Comment by bradly

Comment by bradly 2 days ago

6 replies

Steve Jobs passed away the day after Siri’s release, and I don’t think anyone else had the confidence and internal credibility to push the hard organizational changes Siri needed, similar to when he moved Apple to a single P&L when he returned.

raw_anon_1111 a day ago

Until LLMs came along, there wasn’t much you could do to improve Siri’s underlying technology. You could throw a thousand monkeys at to add more phrases it could match on and improve the interface to let you know what you could do. But that’s about it.

  • elAhmo 21 hours ago

    If someone has the resources to do this, it is Apple. For a product that can be used by billions of people, having an engineer dedicated to a single intent wouldn't be that wasteful :D

  • bradly a day ago

    LLMs would help a lot, but there was a lot of low hanging fruit. During my time at Apple I worked on some of the evaluation of Siri's quality and saw first hand how the org issues affected Siri's path forward.
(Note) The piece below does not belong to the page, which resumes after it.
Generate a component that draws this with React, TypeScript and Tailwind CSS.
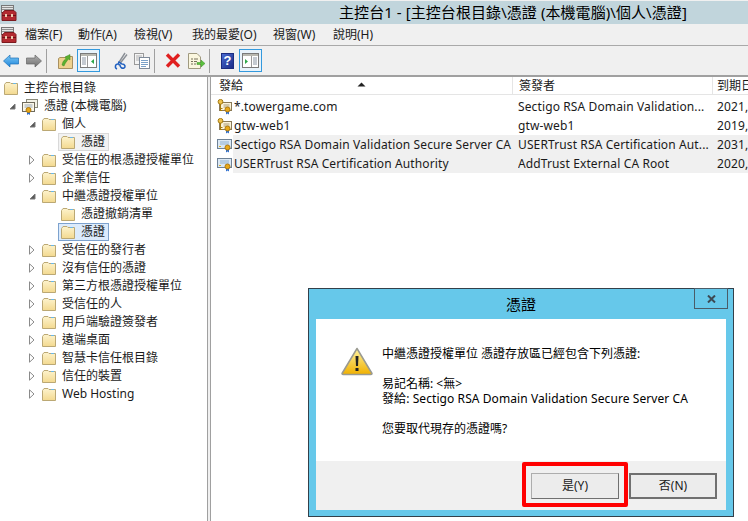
const Toolbox = () => (
  <svg width="16" height="16" viewBox="0 0 16 16" className="shrink-0">
    <rect x=".5" y=".5" width="12" height="7" fill="#e4e4e4" stroke="#777" />
    <path d="M1 2.500h11M1 4.500h11" stroke="#8f8f8f" />
    <path d="M2 7.500 3.500 5.500H13L15 7.500V15.500H1V7.500Z" fill="#b32a30" stroke="#7c1a1e" />
    <rect x="1" y="10" width="14" height="1" fill="#6d1216" />
    <rect x="4" y="9" width="2" height="3" fill="#eccbb0" />
    <rect x="10" y="9" width="2" height="3" fill="#eccbb0" />
  </svg>
);

const Folder = () => (
  <svg width="14" height="13" viewBox="0 0 14 13" className="shrink-0">
    <defs>
      <linearGradient id="folderFill" x1="0" y1="0" x2="0" y2="1">
        <stop offset="0" stopColor="#fdf3cd" />
        <stop offset="1" stopColor="#f3d98f" />
      </linearGradient>
    </defs>
    <path d="M.5 2.500V12.500H13.500V1.500H7L6 .5H2Z" fill="url(#folderFill)" stroke="#bba874" />
    <rect x="9" y="1" width="3" height="1" fill="#6bb7e6" />
  </svg>
);

const Expanded = () => (
  <svg width="7" height="7" viewBox="0 0 7 7" className="shrink-0">
    <path d="M6 1V6H1Z" fill="#595959" stroke="#7a7a7a" />
  </svg>
);

const Collapsed = () => (
  <svg width="6" height="10" viewBox="0 0 6 10" className="shrink-0">
    <path d="M.5 .8 5 5 .5 9.200Z" fill="#fff" stroke="#8a8a8a" />
  </svg>
);

const CertIcon = ({ keyed }: { keyed?: boolean }) => (
  <svg width="16" height="16" viewBox="0 0 16 16" className="shrink-0">
    {keyed ? (
      <>
        <rect x="2.500" y="3.500" width="12" height="8" fill="#fbf3da" stroke="#8a7a58" />
        <path d="M6.500 6h6M6.500 8h6" stroke="#a89a78" />
        <circle cx="3.500" cy="2.800" r="2.400" fill="#f0c24a" stroke="#a57a10" />
        <path d="M3.500 5v7M3.500 9.500h2M3.500 11.500h1.500" stroke="#a57a10" />
      </>
    ) : (
      <>
        <rect x=".5" y="2.500" width="14" height="9" fill="#dbe8f4" stroke="#6f8296" />
        <path d="M3 5h9M3 7h9" stroke="#8fb0d0" />
        <rect x="2" y="9" width="2" height="1" fill="#e0b020" />
      </>
    )}
    <path d="M9 12v3.500l1.500-1 1.500 1V12" fill="#2f6fd0" />
    <circle cx="10.500" cy="10.500" r="2.500" fill="#e8a818" stroke="#b07a10" />
  </svg>
);

const StoreIcon = () => (
  <svg width="16" height="17" viewBox="0 0 16 17" className="shrink-0">
    <rect x="4.500" y="1.500" width="11" height="8" fill="#f4f2e6" stroke="#8a8a7a" />
    <rect x=".5" y="4.500" width="12" height="9" fill="#fbf7e8" stroke="#6f6a5c" />
    <path d="M2.500 7h8M2.500 9h8" stroke="#9aa8b8" />
    <path d="M5 13v4l1.500-1 1.500 1v-4" fill="#2f6fd0" />
    <circle cx="6.500" cy="12" r="2.500" fill="#e8a818" stroke="#b07a10" />
  </svg>
);

const Separator = () => <div className="h-[24px] w-px bg-[#a0a0a0]" />;

const PaneToggle = ({ flip }: { flip?: boolean }) => (
  <div className="flex h-[23px] w-[23px] items-center justify-center border border-[#3399dd] bg-[#e8f3fb]">
    <svg width="17" height="15" viewBox="0 0 17 15">
      <rect x=".5" y=".5" width="16" height="14" fill="#fff" stroke="#7a7a7a" />
      <rect x="1" y="1" width="15" height="2" fill="#b8b8b0" />
      {flip ? (
        <>
          <path d="M11 5h4M11 7h4M11 9h4M11 11h4" stroke="#8a96a4" />
          <path d="M9.500 3v11" stroke="#9a9a9a" />
          <path d="M3 6v5l3-2.500Z" fill="#2ea84a" />
        </>
      ) : (
        <>
          <path d="M2 5h4M2 7h4M2 9h4M2 11h4" stroke="#8a96a4" />
          <path d="M7.500 3v11" stroke="#9a9a9a" />
          <path d="M14 6v5l-3-2.500Z" fill="#2ea84a" />
        </>
      )}
    </svg>
  </div>
);

const Toolbar = () => (
  <div className="flex h-[29px] items-center bg-[#f0f0f0] pl-[3px]">
    <svg width="16" height="14" viewBox="0 0 16 14">
      <defs>
        <linearGradient id="backFill" x1="0" y1="0" x2="0" y2="1">
          <stop offset="0" stopColor="#7cc8f4" />
          <stop offset="1" stopColor="#1f86dc" />
        </linearGradient>
        <linearGradient id="fwdFill" x1="0" y1="0" x2="0" y2="1">
          <stop offset="0" stopColor="#b0b0b0" />
          <stop offset="1" stopColor="#707070" />
        </linearGradient>
      </defs>
      <path d="M.5 7 7 1V4H15.500V10H7V13Z" fill="url(#backFill)" stroke="#1c70b8" strokeWidth=".7" strokeLinejoin="round" />
    </svg>
    <svg width="16" height="14" viewBox="0 0 16 14" className="ml-[7px]">
      <path d="M15.500 7 9 1V4H.5V10H9V13Z" fill="url(#fwdFill)" stroke="#666" strokeWidth=".7" strokeLinejoin="round" />
    </svg>
    <div className="ml-[4px]">
      <Separator />
    </div>
    <svg width="15" height="16" viewBox="0 0 15 16" className="ml-[11px]">
      <path d="M.5 5.500V15.500H14.500V3.500H8L7 4.500H2Z" fill="#efd18e" stroke="#a89060" />
      <path d="M4 12C5 8 6 7 8 6L7 4 12 1.500 12 7 10.500 6C9 8 7 10 6 13Z" fill="#5cb030" stroke="#3c8a20" strokeWidth=".5" />
    </svg>
    <div className="ml-[4px]">
      <PaneToggle />
    </div>
    <svg width="15" height="18" viewBox="0 0 15 18" className="ml-[13px]">
      <path d="M12 1 5.500 11M14 2.500 7 11.500" stroke="#8a8f96" strokeWidth="1.400" />
      <path d="M4 17C1.500 16 2 12 5 12L6 10 9 12C12 12 13 15 11 16 9 17 7 15 7 13L5.500 12.500" fill="none" stroke="#2060c0" strokeWidth="1.500" />
    </svg>
    <svg width="16" height="16" viewBox="0 0 16 16" className="ml-[6px]">
      <rect x=".5" y=".5" width="9" height="11" fill="#f4f4f4" stroke="#9a9a9a" />
      <path d="M2 3h6M2 5h3M2 7h3" stroke="#b0b0b0" />
      <rect x="5.500" y="4.500" width="10" height="11" fill="#fff" stroke="#7f8b9a" />
      <path d="M7 7.500h7M7 9.500h7M7 11.500h7M7 13.500h5" stroke="#7aa0c8" />
    </svg>
    <div className="ml-[4px]">
      <Separator />
    </div>
    <svg width="16" height="15" viewBox="0 0 16 15" className="ml-[10px]">
      <path d="M2 1.500 14 13.500M14 1.500 2 13.500" stroke="#e02020" strokeWidth="3.400" />
    </svg>
    <svg width="17" height="16" viewBox="0 0 17 16" className="ml-[7px]">
      <path d="M.5 .5H9L12.500 4V15.500H.5Z" fill="#fbf7df" stroke="#a09a80" />
      <path d="M3 6h2M6 6h4M3 8.500h2M6 8.500h3M3 11h2M6 11h2" stroke="#77705a" />
      <path d="M9 9.500h4V7L17 10.500 13 14V11.500H9Z" fill="#5cc040" stroke="#3c9020" strokeWidth=".5" />
    </svg>
    <div className="ml-[4px]">
      <Separator />
    </div>
    <div className="ml-[11px] flex h-[16px] w-[13px] items-center justify-center border border-[#1c2c80] bg-gradient-to-br from-[#4a6ad0] to-[#1c2c88] font-['Liberation_Sans',sans-serif] text-[13px] font-bold leading-none text-white">
      ?
    </div>
    <div className="ml-[5px]">
      <PaneToggle flip />
    </div>
  </div>
);

const menus = [
  { label: "檔案(F)", width: "w-[53px]" },
  { label: "動作(A)", width: "w-[56px]" },
  { label: "檢視(V)", width: "w-[58px]" },
  { label: "我的最愛(O)", width: "w-[81px]" },
  { label: "視窗(W)", width: "w-[60px]" },
  { label: "說明(H)", width: "w-[50px]" },
];

const tree: { label: string; depth: number; toggle?: "open" | "closed"; kind?: "store"; state?: "grey" | "blue" }[] = [
  { label: "主控台根目錄", depth: 0 },
  { label: "憑證 (本機電腦)", depth: 1, toggle: "open", kind: "store" },
  { label: "個人", depth: 2, toggle: "open" },
  { label: "憑證", depth: 3, state: "grey" },
  { label: "受信任的根憑證授權單位", depth: 2, toggle: "closed" },
  { label: "企業信任", depth: 2, toggle: "closed" },
  { label: "中繼憑證授權單位", depth: 2, toggle: "open" },
  { label: "憑證撤銷清單", depth: 3 },
  { label: "憑證", depth: 3, state: "blue" },
  { label: "受信任的發行者", depth: 2, toggle: "closed" },
  { label: "沒有信任的憑證", depth: 2, toggle: "closed" },
  { label: "第三方根憑證授權單位", depth: 2, toggle: "closed" },
  { label: "受信任的人", depth: 2, toggle: "closed" },
  { label: "用戶端驗證簽發者", depth: 2, toggle: "closed" },
  { label: "遠端桌面", depth: 2, toggle: "closed" },
  { label: "智慧卡信任根目錄", depth: 2, toggle: "closed" },
  { label: "信任的裝置", depth: 2, toggle: "closed" },
  { label: "Web Hosting", depth: 2, toggle: "closed" },
];

const TreeRow = ({ row }: { row: (typeof tree)[number] }) => {
  const indent = ["pl-[1px]", "pl-[8px]", "pl-[28px]", "pl-[58px]"][row.depth];
  const stateClass =
    row.state === "grey"
      ? "border-[#d9d9d9] bg-[#f2f2f2]"
      : row.state === "blue"
        ? "border-[#7da2ce] bg-[#dcebfc]"
        : "border-transparent";
  return (
    <div className={`flex h-[18px] items-center ${indent}`}>
      {row.toggle === "open" && (
        <div className="mr-[3px] flex w-[8px] justify-center">
          <Expanded />
        </div>
      )}
      {row.toggle === "closed" && (
        <div className="mr-[3px] flex w-[8px] justify-center">
          <Collapsed />
        </div>
      )}
      <div className={`flex h-[18px] items-center border pl-[2px] pr-[3px] ${stateClass}`}>
        {row.kind === "store" ? <StoreIcon /> : <Folder />}
        <span className="ml-[6px] whitespace-nowrap">{row.label}</span>
      </div>
    </div>
  );
};

const certs = [
  { to: "*.towergame.com", by: "Sectigo RSA Domain Validation...", date: "2021,", keyed: true },
  { to: "gtw-web1", by: "gtw-web1", date: "2019,", keyed: true },
  { to: "Sectigo RSA Domain Validation Secure Server CA", by: "USERTrust RSA Certification Aut...", date: "2031," },
  { to: "USERTrust RSA Certification Authority", by: "AddTrust External CA Root", date: "2020," },
];

const WarningIcon = () => (
  <svg width="32" height="29" viewBox="0 0 32 29" className="shrink-0">
    <defs>
      <linearGradient id="warn" x1="0" y1="0" x2="0" y2="1">
        <stop offset="0" stopColor="#fff3a0" />
        <stop offset="1" stopColor="#f0b000" />
      </linearGradient>
    </defs>
    <path d="M16 1.500 31 26.500Q31 27.500 30 27.500H2Q1 27.500 1 26.500Z" fill="url(#warn)" stroke="#9a9a90" strokeWidth="1.500" strokeLinejoin="round" />
    <path d="M14.500 9h3L17 19h-2Z" fill="#222" />
    <rect x="14.500" y="21" width="3" height="3" fill="#222" />
  </svg>
);

const Dialog = () => (
  <div className="absolute left-[308px] top-[288px] flex h-[229px] w-[426px] flex-col border border-[#33404a] bg-[#66c8ea] px-[7px] pb-[6px]">
    <div className="relative flex h-[30px] items-center justify-center pt-[1px] text-[15px] text-black">
      憑證
      <div className="absolute right-[-2px] top-[-1px] flex h-[21px] w-[34px] items-center justify-center border border-[#4a5c68]">
        <svg width="9" height="8" viewBox="0 0 9 8">
          <path d="M1 .5 8 7.500M8 .5 1 7.500" stroke="#3c4a54" strokeWidth="2" />
        </svg>
      </div>
    </div>
    <div className="flex flex-1 flex-col bg-white">
      <div className="flex flex-1 pl-[25px] pt-[27px]">
        <div className="pt-[1px]">
          <WarningIcon />
        </div>
        <div className="ml-[9px] flex flex-col text-[12px] leading-[15px] text-black">
          <div className="flex h-[15px] items-center whitespace-nowrap">中繼憑證授權單位 憑證存放區已經包含下列憑證:</div>
          <div className="mt-[15px] h-[15px] whitespace-nowrap">易記名稱: &lt;無&gt;</div>
          <div className="h-[15px] whitespace-nowrap tracking-[0.08px]">發給: Sectigo RSA Domain Validation Secure Server CA</div>
          <div className="mt-[15px] h-[15px] whitespace-nowrap">您要取代現存的憑證嗎?</div>
        </div>
      </div>
      <div className="flex h-[49px] items-start justify-end bg-[#f0f0f0] pr-[9px] pt-[12px]">
        <div className="relative flex h-[26px] w-[88px] items-center justify-center border border-[#adadad] border-b-[#707070] border-r-[#707070] bg-[#ececec] text-[12px]">
          是(Y)
          <div className="absolute left-[-10px] top-[-12px] h-[45px] w-[106px] rounded-[2px] border-[4px] border-[#ff0000]" />
        </div>
        <div className="ml-[10px] flex h-[26px] w-[88px] items-center justify-center border-2 border-[#707070] bg-[#ececec] text-[12px]">
          否(N)
        </div>
      </div>
    </div>
  </div>
);

export default function App() {
  return (
    <div className="relative flex h-[521px] w-[748px] flex-col overflow-hidden bg-[#f0f0f0] font-['Noto_Sans','Noto_Sans_CJK_TC',sans-serif] text-[12px] text-[#1a1a1a]">
      <div className="mt-px flex h-[23px] items-center bg-[#c1d5dc]">
        <div className="pl-px">
          <Toolbox />
        </div>
        <div className="ml-[322px] whitespace-nowrap text-[15px] tracking-[0.07px] text-black">
          主控台1 - [主控台根目錄\憑證 (本機電腦)\個人\憑證]
        </div>
      </div>
      <div className="flex h-[22px] items-center border-b border-[#a9a9a9] pl-px">
        <Toolbox />
        <div className="ml-[8px] flex whitespace-nowrap">
          {menus.map((m) => (
            <span key={m.label} className={m.width}>
              {m.label}
            </span>
          ))}
        </div>
      </div>
      <Toolbar />
      <div className="flex min-h-0 flex-1 gap-[2px] border-t-2 border-[#a0a0a0] bg-[#f0f0f0]">
        <div className="w-[208px] shrink-0 border-r border-[#a0a0a0] bg-white pt-[2px]">
          {tree.map((row, i) => (
            <TreeRow key={i} row={row} />
          ))}
        </div>
        <div className="min-w-0 flex-1 border-l border-[#a0a0a0] bg-white">
          <div className="relative flex h-[18px] items-center border-b border-[#e5e5e5] text-[12px]">
            <div className="h-full w-[302px] shrink-0 border-r border-[#e5e5e5] pl-[8px] leading-[18px]">發給</div>
            <div className="h-full w-[200px] shrink-0 border-r border-[#e5e5e5] pl-[6px] leading-[18px]">簽發者</div>
            <div className="h-full whitespace-nowrap pl-[4px] leading-[18px]">到期日</div>
            <svg width="9" height="5" viewBox="0 0 9 5" className="absolute left-[146px] top-[5px]">
              <path d="M.5 4.500 4.500 .5 8.500 4.500Z" fill="#222" />
            </svg>
          </div>
          <div className="pt-[2px]">
            {certs.map((c) => (
              <div key={c.to} className="flex h-[19px] items-center whitespace-nowrap tracking-[0.12px]">
                <div className="flex h-full w-[22px] shrink-0 items-center pl-[6px]">
                  <CertIcon keyed={c.keyed} />
                </div>
                <div className={`flex h-full min-w-0 flex-1 items-center ${c.keyed ? "" : "bg-[#f0f0f0]"}`}>
                  <div className="w-[285px] shrink-0 overflow-hidden pl-[1px]">{c.to}</div>
                  <div className="w-[199px] shrink-0 overflow-hidden">{c.by}</div>
                  <div>{c.date}</div>
                </div>
              </div>
            ))}
          </div>
        </div>
      </div>
      <Dialog />
    </div>
  );
}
    • raw_anon_1111 a day ago

      Now I’m curious. What could have been improved about Siri other than “bringing in 1000 monkeys” to add more phrases for intent matching before LLMs?

      • bradly a day ago

        Good question. While I had a fairly narrow view of a very large system, I'll give my personal perspective.

        I worked on systems for evaluating the quality of models over time and for evaluating the quality of new models before release to understand how the new models would perform compared to current models once in the wild. It was difficult to get Siri to use these tools that were outside of their org. While this wouldn't solve the breadth of Siri's functionality issues, it would have helped improve the overall user experience with the existing Siri features to avoid the seemingly reduction of quality over time.

        Secondly, and admittedly farther from where I was... Apple could have started the move from ML models to LLMs much sooner. The underlying technology for LLMs started gaining popularity in papers and research quite a few years ago, and there was a real problem of each team developing their own ML models for search, similarity, recommendations, etc that were quite large and that became a problem for mobile device delivery and storage. If leadership had a way to bring the orgs together they may have landed on LLMs much sooner.

        • raw_anon_1111 19 hours ago

          Despite my positive experience between building systems based on intent recognition and how much better LLMs are than “1000 monkeys”, it seems like the two examples we have of LLM backed assistants - Google and Amazon - that it made them worse from reports.

          I don’t know why that is from a technical level.